From: Peter Zijlstra
Date: Mon Jun 18 2018 - 05:44:59 EST


On Fri, Jun 15, 2018 at 10:30:46PM +0200, Jason A. Donenfeld wrote:
> On Fri, Jun 15, 2018 at 9:34 PM Peter Zijlstra <peterz@xxxxxxxxxxxxx> wrote:
> > Didn't we recently do a bunch of crypto patches to help with this?
> >
> > I think they had the pattern:
> >
> > kernel_fpu_begin();
> > for (units-of-work) {
> > do_unit_of_work();
> > if (need_resched()) {
> > kernel_fpu_end();
> > cond_resched();
> > kernel_fpu_begin();
> > }
> > }
> > kernel_fpu_end();
>
> Right, so that's the thing -- this is an optimization easily available
> to individual crypto primitives.
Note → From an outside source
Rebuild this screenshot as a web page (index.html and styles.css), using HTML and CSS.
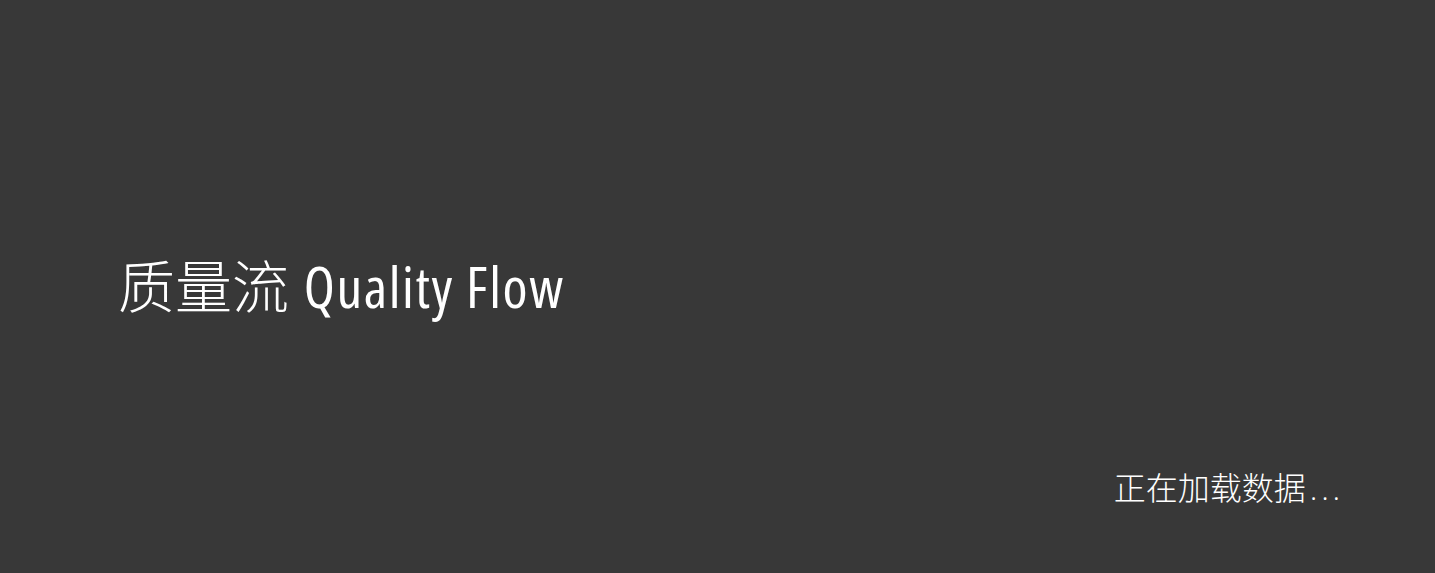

But I'm interested in applying this
> kind of optimization to an entire queue of, say, tiny packets, where
> each packet is processed individually. Or, to a cryptographic
> construction, where several different primitives are used, such that
> it'd be meaningful not to have to get the performance hit of
> end()begin() in between each and everyone of them.

I'm confused.. how does the above not apply to your situation?